Search code examples
pythondataframeapache-sparkpysparkrdd

avg() over a whole dataframe causing different output


I see that dataframe.agg(avg(Col) works fine, but when i calculate avg() over a window over whole column(not using any partition), i see different results based on which column i use with orderBy.

Sample code:

from pyspark.sql import SparkSession
spark = SparkSession.builder.appName("sample_for_SE").getOrCreate()

# Sample data
data = [
    (1, 10.0, 5.0),
    (3, 20.0, None),
    (5, 15.0, None)
]

schema = ["id", "value1", "value2"]
df = spark.createDataFrame(data, schema=schema)

# Display DataFrame and avg()
df.show()
df.agg(avg("value1")).show()

And the output showing DF and avg correctly:

+---+------+------+
| id|value1|value2|
+---+------+------+
|  1|  10.0|   5.0|
|  3|  20.0|  NULL|
|  5|  15.0|  NULL|
+---+------+------+

+-----------+
|avg(value1)|
+-----------+
|       15.0|
+-----------+

However with window function:

from pyspark.sql.window import Window

#with orderBy("value1")
#========================
w = Window.orderBy("value1")
df.withColumn("AVG",avg(col("value1")).over(w))\
.sort("id",ascending=True)\
.show()


#with orderBy("id")
#========================
w = Window.orderBy("id")
df.withColumn("AVG",avg(col("value1")).over(w))\
.sort("id",ascending=True)\
.show()

Output:

| id|value1|value2| AVG|
+---+------+------+----+
|  1|  10.0|   5.0|10.0|
|  3|  20.0|  NULL|15.0|
|  5|  15.0|  NULL|12.5|
+---+------+------+----+

+---+------+------+----+
| id|value1|value2| AVG|
+---+------+------+----+
|  1|  10.0|   5.0|10.0|
|  3|  20.0|  NULL|15.0|
|  5|  15.0|  NULL|15.0|
+---+------+------+----+

Question:

  1. Why would it matter which column i choose in the orderBy(), as i am choosing whole column anyways for calculating avg()?
  2. Why is the avg() not being shown consistently as a fixed number, rather its being shown as 10, 15, 12.5 etc.

Solution

  • It's something I obtained in my experiments too and understood after quite some time. I later found a reference link where this thing is explained but I cannot find it anymore.

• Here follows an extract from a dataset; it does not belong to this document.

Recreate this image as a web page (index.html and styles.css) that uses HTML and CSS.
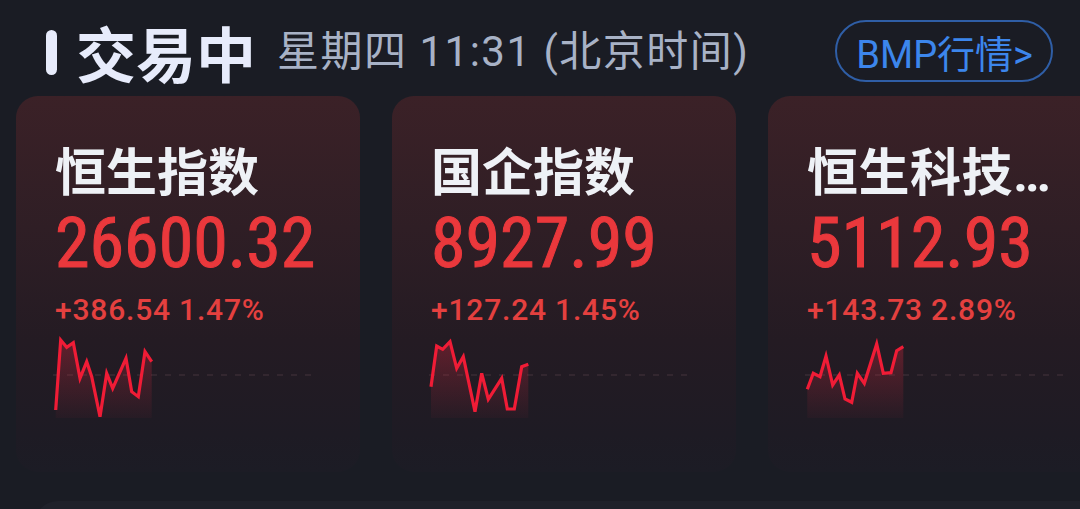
FILE: index.html
```html
<!DOCTYPE html>
<html lang="zh-CN">
<head>
<meta charset="utf-8">
<title>交易中</title>
<link rel="stylesheet" href="styles.css">
</head>
<body>
<div class="page">
  <header class="header">
    <span class="status-bar"></span>
    <h1 class="status">交易中</h1>
    <span class="time">星期四 11:31 (北京时间)</span>
    <a class="bmp-btn">BMP行情&gt;</a>
  </header>

  <div class="cards">
    <section class="card">
      <div class="card-title">恒生指数</div>
      <div class="price">26600.32</div>
      <div class="change">+386.54 1.47%</div>
      <svg class="spark" width="266" height="80" viewBox="0 0 266 80">
        <defs>
          <linearGradient id="g1" x1="0" y1="0" x2="0" y2="1">
            <stop offset="0" stop-color="#d8283e" stop-opacity="0.34"/>
            <stop offset="1" stop-color="#d8283e" stop-opacity="0.04"/>
          </linearGradient>
        </defs>
        <line x1="0" y1="37" x2="266" y2="37" class="base"/>
        <polygon fill="url(#g1)" points="2.7,72 7.7,2 13.7,9.3 20.3,4.7 27,40.3 33.7,23.7 38.7,38.7 47,78.7 53.7,35.3 59.7,50.3 73,20.3 78.7,53.7 85.3,58.7 92,13.7 98.7,23.7 98.7,80 2.7,80"/>
        <polyline class="line" points="2.7,72 7.7,2 13.7,9.3 20.3,4.7 27,40.3 33.7,23.7 38.7,38.7 47,78.7 53.7,35.3 59.7,50.3 73,20.3 78.7,53.7 85.3,58.7 92,13.7 98.7,23.7"/>
      </svg>
    </section>

    <section class="card">
      <div class="card-title">国企指数</div>
      <div class="price">8927.99</div>
      <div class="change">+127.24 1.45%</div>
      <svg class="spark" width="266" height="80" viewBox="0 0 266 80">
        <defs>
          <linearGradient id="g2" x1="0" y1="0" x2="0" y2="1">
            <stop offset="0" stop-color="#d8283e" stop-opacity="0.34"/>
            <stop offset="1" stop-color="#d8283e" stop-opacity="0.04"/>
          </linearGradient>
        </defs>
        <line x1="0" y1="37" x2="266" y2="37" class="base"/>
        <polygon fill="url(#g2)" points="2,48.7 7.7,8 13.7,11.3 21,3.7 27.7,30.3 34.3,18.7 46,73.7 52.7,35.3 59.3,61.3 72.7,40.3 78.3,71 85.3,71 92.7,28.7 99.3,26.3 99.3,80 2,80"/>
        <polyline class="line" points="2,48.7 7.7,8 13.7,11.3 21,3.7 27.7,30.3 34.3,18.7 46,73.7 52.7,35.3 59.3,61.3 72.7,40.3 78.3,71 85.3,71 92.7,28.7 99.3,26.3"/>
      </svg>
    </section>

    <section class="card">
      <div class="card-title truncate">恒生科技指数</div>
      <div class="price">5112.93</div>
      <div class="change">+143.73 2.89%</div>
      <svg class="spark" width="266" height="80" viewBox="0 0 266 80">
        <defs>
          <linearGradient id="g3" x1="0" y1="0" x2="0" y2="1">
            <stop offset="0" stop-color="#d8283e" stop-opacity="0.34"/>
            <stop offset="1" stop-color="#d8283e" stop-opacity="0.04"/>
          </linearGradient>
        </defs>
        <line x1="0" y1="37" x2="266" y2="37" class="base"/>
        <polygon fill="url(#g3)" points="2.3,51.3 8.3,35.3 15,38.7 21,18 27.7,47 34.3,37 40,61 46.7,64.3 52.3,35.3 59.3,45.3 71.7,6 78.3,35.3 86,34.7 91.7,12.7 98.3,8.7 98.3,80 2.3,80"/>
        <polyline class="line" points="2.3,51.3 8.3,35.3 15,38.7 21,18 27.7,47 34.3,37 40,61 46.7,64.3 52.3,35.3 59.3,45.3 71.7,6 78.3,35.3 86,34.7 91.7,12.7 98.3,8.7"/>
      </svg>
    </section>
  </div>

  <div class="next-row"></div>
</div>
</body>
</html>
```

FILE: styles.css
```css
html, body {
  margin: 0;
  padding: 0;
  background: #1a1c24;
  overflow: hidden;
}

.page {
  width: 1080px;
  height: 509px;
  overflow: hidden;
  font-family: Roboto, "Noto Sans CJK SC", sans-serif;
}

.header {
  display: flex;
  align-items: center;
  height: 96px;
  padding: 8px 27px 0 46px;
  box-sizing: border-box;
}

.status-bar {
  width: 11px;
  height: 45px;
  border-radius: 6px;
  background: #e7ebfb;
  flex: none;
}

.status {
  margin: 0 0 0 19px;
  font-family: "Noto Sans CJK SC", sans-serif;
  font-weight: 700;
  font-size: 60px;
  line-height: 66px;
  color: #e7ebfb;
}

.time {
  margin-left: 21px;
  font-family: Roboto, "Noto Sans CJK SC", sans-serif;
  font-size: 42px;
  line-height: 50px;
  letter-spacing: 1.5px;
  color: #a8b2c6;
  white-space: nowrap;
}

.bmp-btn {
  margin-left: auto;
  margin-top: -2px;
  height: 62px;
  box-sizing: border-box;
  display: flex;
  align-items: center;
  padding: 0 18px 0 19px;
  border: 2px solid #2f5ea6;
  border-radius: 31px;
  font-family: Roboto, "Noto Sans CJK SC", sans-serif;
  font-size: 38px;
  color: #3c86ec;
  white-space: nowrap;
}

.cards {
  display: flex;
  gap: 32px;
  padding-left: 16px;
}

.card {
  flex: none;
  width: 344px;
  height: 376px;
  box-sizing: border-box;
  padding: 48px 39px 0 39px;
  border-radius: 22px;
  background: linear-gradient(180deg, #3b2127 0%, #2f1e25 35%, #241b23 65%, #1e1b24 90%, #1c1c25 100%);
}

.card-title {
  font-family: Roboto, "Noto Sans CJK SC", sans-serif;
  font-weight: 700;
  font-size: 51px;
  line-height: 60px;
  color: #eef1f6;
  white-space: nowrap;
}

.card-title.truncate {
  overflow: hidden;
  text-overflow: ellipsis;
  letter-spacing: 0.5px;
}

.price {
  margin-top: 1px;
  font-family: "Liberation Sans Narrow", "Roboto Condensed", Roboto, sans-serif;
  font-size: 70px;
  line-height: 76px;
  color: #ea383c;
  -webkit-text-stroke: 1px #ea383c;
  white-space: nowrap;
}

.change {
  margin-top: 12px;
  font-family: Roboto, sans-serif;
  font-weight: 500;
  font-size: 30px;
  line-height: 34px;
  letter-spacing: 0.8px;
  color: #e4403f;
  white-space: nowrap;
}

.spark {
  display: block;
  margin-top: 11px;
  margin-left: -2px;
  overflow: visible;
}

.spark .base {
  stroke: #3a2c34;
  stroke-width: 1.5;
  stroke-dasharray: 6 8;
}

.spark .line {
  fill: none;
  stroke: #f01c36;
  stroke-width: 3.2;
  stroke-linejoin: miter;
  stroke-linecap: butt;
}

.next-row {
  margin: 29px 0 0 34px;
  height: 60px;
  border-radius: 24px 0 0 0;
  background: #1f212a;
}
```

    Anyway, the reason this happens is the following: whenever we use a Window function in Spark and decide to order it with .orderBy(), there is an optional argument .rangeBetween that is hiddenly set by default to (Window.unboundedPreceding, Window.currentRow), which means that the moving average for each row is taken by averaging all the values between that current row and the first row of the dataframe.

    Example:

    • moving average for row 1 is: average of rows [1]
    • moving average for row 2 is: average of rows [1,2]
    • moving average for row 3 is: average of rows [1,2,3]
    • etc.

    Solution

    To overcome this "issue/feature", you just need to specify the WindowSpec you want in the definition of the window, i.e.:

    w = Window.orderBy("value1").rangeBetween(Window.unboundedPreceding, Window.unboundedFollowing)
    

    but in such case, I suggest you to use the other method df.agg(avg("value1")) that was working, since there is no reason to take the average of the entire dataframe with a Window function.